Healing will come because God is faithful to us. No other power can match the power of resurrection to heal the dead places in our soul, places deadened by wounds, and bring us back to life. We can know the strong power of resurrection in our lives and thus live as God has always intended for us to live: free.
Free from worry. Free from fear. Free from anxiety. Free from despair. Free from depression. Free from the shackles of old wounds. Free from the weight of unconfessed sin. Free from the burden of being unforgiving. Free from the pains of betrayal. Free from giving others power over our healing. Free. Simply free to be. And simply free to forgive.
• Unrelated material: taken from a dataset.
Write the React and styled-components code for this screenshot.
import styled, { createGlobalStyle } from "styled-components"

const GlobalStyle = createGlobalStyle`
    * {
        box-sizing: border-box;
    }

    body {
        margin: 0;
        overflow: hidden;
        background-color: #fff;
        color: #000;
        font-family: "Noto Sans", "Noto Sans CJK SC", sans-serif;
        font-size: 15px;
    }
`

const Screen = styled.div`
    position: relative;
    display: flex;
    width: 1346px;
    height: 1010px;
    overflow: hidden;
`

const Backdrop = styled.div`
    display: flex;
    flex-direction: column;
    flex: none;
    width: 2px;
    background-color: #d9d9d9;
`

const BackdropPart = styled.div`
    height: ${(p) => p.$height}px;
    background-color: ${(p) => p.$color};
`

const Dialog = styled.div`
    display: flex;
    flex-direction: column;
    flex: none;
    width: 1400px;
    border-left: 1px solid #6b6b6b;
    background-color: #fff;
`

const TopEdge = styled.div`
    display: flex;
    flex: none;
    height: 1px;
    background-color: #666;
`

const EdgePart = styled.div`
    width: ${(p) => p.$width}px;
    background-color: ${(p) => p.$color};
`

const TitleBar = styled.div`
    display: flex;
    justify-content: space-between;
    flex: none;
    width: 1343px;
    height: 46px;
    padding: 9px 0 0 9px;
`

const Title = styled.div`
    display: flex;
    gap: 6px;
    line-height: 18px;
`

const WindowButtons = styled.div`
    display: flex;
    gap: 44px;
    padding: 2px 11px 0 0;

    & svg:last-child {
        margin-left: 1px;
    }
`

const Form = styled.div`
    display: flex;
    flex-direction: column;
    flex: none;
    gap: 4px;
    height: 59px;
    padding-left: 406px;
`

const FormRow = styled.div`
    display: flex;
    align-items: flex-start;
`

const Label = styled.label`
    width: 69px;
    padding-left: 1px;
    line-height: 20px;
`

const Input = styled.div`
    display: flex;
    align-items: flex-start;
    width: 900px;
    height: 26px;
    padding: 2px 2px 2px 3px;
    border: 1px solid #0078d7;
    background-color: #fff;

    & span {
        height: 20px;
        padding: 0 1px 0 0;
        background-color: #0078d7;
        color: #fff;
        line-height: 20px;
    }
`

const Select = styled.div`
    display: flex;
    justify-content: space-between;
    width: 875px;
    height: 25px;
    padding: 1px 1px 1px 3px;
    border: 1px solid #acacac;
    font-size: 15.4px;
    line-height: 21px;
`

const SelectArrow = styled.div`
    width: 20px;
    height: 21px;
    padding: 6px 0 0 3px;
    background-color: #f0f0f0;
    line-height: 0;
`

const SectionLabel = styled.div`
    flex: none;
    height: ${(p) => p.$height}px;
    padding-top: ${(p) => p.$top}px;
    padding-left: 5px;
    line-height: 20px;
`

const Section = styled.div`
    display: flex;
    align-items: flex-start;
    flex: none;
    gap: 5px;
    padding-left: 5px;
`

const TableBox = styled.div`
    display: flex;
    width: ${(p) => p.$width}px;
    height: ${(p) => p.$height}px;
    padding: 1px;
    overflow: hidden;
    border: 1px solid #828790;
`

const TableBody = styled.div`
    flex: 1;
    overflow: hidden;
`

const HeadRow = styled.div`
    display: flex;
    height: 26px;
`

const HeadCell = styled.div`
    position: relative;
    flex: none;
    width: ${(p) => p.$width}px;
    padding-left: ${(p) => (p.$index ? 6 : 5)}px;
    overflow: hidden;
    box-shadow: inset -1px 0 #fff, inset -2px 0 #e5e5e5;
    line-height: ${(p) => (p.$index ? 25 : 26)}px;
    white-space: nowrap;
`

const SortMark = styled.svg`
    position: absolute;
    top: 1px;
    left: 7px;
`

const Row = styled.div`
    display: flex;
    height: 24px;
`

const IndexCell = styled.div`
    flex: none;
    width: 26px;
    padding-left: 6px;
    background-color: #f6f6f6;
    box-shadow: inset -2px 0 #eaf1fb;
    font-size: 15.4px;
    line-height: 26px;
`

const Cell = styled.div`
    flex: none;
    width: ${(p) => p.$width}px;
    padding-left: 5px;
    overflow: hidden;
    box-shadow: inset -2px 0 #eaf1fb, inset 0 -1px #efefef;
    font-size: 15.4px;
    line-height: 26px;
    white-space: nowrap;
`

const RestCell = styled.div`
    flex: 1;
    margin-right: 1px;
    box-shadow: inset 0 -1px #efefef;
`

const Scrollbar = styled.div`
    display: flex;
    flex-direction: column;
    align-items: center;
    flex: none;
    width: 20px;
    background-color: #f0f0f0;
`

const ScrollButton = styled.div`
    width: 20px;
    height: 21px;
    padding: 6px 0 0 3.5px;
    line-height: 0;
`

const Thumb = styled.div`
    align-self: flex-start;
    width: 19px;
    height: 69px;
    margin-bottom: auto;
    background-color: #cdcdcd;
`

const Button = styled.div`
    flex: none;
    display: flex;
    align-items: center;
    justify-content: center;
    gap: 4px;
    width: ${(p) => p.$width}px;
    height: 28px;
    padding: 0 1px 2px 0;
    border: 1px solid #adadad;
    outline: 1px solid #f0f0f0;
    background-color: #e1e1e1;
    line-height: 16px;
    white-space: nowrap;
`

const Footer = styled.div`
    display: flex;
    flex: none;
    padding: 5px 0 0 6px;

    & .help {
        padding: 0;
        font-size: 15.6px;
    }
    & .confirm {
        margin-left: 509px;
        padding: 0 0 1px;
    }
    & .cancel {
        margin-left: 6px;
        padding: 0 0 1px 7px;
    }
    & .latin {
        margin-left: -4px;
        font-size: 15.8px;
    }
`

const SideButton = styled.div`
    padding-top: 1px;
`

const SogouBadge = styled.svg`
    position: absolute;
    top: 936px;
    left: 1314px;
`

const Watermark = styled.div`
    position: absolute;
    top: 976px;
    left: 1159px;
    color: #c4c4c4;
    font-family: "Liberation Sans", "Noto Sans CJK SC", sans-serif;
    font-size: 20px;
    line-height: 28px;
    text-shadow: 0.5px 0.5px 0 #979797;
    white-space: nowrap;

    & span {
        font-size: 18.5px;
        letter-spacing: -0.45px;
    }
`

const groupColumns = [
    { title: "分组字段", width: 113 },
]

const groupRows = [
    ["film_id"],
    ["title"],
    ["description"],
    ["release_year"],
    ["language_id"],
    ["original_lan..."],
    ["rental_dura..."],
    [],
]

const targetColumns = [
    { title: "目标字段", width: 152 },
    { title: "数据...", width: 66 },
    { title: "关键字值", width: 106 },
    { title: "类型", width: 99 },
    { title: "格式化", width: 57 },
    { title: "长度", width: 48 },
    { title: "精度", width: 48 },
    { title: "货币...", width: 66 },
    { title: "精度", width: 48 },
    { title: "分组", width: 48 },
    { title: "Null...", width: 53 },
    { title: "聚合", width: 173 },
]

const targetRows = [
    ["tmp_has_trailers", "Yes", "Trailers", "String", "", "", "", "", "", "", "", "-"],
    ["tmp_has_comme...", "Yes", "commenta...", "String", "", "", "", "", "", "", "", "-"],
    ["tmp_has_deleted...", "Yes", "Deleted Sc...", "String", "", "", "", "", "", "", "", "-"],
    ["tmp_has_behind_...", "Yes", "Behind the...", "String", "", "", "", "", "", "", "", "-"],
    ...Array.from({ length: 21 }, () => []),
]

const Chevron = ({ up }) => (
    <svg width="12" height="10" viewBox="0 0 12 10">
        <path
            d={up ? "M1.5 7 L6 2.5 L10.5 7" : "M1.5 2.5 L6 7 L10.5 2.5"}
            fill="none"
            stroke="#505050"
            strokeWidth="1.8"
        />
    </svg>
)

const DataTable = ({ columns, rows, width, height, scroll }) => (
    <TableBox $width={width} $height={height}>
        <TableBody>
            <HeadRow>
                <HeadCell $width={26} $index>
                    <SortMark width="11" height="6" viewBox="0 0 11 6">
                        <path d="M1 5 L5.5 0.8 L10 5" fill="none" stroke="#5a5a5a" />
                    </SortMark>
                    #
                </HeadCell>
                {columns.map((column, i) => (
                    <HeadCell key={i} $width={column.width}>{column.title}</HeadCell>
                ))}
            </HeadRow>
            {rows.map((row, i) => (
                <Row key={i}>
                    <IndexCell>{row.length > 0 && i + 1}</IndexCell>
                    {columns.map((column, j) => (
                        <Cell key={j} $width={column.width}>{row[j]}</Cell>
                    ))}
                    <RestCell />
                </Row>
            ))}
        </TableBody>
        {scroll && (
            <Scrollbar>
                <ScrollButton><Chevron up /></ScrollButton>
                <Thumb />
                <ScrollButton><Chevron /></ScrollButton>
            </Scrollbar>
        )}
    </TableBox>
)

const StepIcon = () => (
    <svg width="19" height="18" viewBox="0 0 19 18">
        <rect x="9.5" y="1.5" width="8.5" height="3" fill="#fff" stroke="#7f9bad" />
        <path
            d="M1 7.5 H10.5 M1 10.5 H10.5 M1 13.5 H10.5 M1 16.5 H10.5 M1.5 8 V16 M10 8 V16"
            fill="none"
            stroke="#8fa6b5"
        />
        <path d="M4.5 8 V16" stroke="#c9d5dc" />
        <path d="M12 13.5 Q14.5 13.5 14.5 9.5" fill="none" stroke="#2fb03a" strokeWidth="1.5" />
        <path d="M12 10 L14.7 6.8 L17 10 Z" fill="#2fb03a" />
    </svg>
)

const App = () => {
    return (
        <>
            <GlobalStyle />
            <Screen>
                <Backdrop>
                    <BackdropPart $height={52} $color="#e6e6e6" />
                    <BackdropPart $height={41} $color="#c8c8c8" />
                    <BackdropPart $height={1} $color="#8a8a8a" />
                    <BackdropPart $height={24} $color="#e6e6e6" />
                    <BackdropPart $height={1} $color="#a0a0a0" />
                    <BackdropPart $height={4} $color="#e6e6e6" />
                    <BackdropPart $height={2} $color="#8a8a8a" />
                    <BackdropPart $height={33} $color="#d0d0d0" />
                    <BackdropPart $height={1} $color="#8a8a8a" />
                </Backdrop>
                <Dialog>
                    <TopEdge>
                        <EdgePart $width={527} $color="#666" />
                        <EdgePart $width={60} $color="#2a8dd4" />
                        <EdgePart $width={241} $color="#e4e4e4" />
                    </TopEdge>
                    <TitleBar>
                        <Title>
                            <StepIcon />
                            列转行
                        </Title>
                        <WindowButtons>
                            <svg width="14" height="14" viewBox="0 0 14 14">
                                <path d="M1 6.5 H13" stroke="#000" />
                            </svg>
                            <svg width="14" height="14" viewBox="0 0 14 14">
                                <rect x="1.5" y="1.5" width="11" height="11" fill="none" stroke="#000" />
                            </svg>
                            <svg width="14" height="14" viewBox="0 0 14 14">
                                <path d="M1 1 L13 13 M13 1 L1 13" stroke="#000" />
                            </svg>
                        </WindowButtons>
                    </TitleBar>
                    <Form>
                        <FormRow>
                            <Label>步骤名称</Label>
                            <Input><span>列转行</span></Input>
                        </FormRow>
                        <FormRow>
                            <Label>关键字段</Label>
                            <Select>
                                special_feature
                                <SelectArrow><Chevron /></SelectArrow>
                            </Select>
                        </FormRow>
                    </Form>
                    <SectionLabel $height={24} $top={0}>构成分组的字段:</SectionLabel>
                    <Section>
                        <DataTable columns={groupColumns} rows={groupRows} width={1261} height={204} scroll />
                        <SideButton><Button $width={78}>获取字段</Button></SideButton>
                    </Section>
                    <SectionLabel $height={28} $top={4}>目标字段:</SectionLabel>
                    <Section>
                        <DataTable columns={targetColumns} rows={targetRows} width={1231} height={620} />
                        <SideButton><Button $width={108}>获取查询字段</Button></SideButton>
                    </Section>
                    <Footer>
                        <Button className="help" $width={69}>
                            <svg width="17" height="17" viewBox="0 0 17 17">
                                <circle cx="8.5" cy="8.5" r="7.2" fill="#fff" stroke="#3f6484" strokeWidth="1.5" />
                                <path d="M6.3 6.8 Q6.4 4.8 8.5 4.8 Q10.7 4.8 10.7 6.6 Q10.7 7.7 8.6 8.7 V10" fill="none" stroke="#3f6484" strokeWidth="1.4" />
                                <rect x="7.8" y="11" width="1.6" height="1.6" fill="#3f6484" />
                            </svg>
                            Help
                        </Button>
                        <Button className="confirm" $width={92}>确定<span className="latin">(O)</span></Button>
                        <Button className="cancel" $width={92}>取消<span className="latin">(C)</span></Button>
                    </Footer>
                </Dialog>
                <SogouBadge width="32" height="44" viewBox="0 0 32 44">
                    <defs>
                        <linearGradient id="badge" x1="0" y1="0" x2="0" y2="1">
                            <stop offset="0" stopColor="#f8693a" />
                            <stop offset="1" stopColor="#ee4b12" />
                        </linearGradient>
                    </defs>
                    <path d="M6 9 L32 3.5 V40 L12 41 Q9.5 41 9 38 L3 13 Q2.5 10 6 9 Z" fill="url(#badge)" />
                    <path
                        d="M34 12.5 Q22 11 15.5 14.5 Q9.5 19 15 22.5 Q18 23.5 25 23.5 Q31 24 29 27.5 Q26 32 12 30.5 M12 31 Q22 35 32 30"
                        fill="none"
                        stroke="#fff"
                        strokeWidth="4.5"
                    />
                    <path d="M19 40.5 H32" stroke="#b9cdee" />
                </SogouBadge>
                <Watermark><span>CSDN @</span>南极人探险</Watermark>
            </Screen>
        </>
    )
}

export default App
That’s what resurrection will give us. We just have to be humble enough to come here, to the altar, confess Jesus as Lord and give God our wounds. Will you do that this morning?
For we can be like Jesus: radically forgiving. We must stop waiting, relying on our betrayer to apologize and show contrition in order to be healed. We must stop trying use our wounds as power over the betrayer to get the apology and justice we want. We must stop. We must die to this habit.
And instead take our wounds before God, anticipating our healing, knowing resurrection is coming to our wounds. Come to the altar, bring your wounds, confess Jesus Christ as savior and boldly ask for healing.
For resurrection is here.
In the name of the Father, Son, and Holy Spirit; Amen.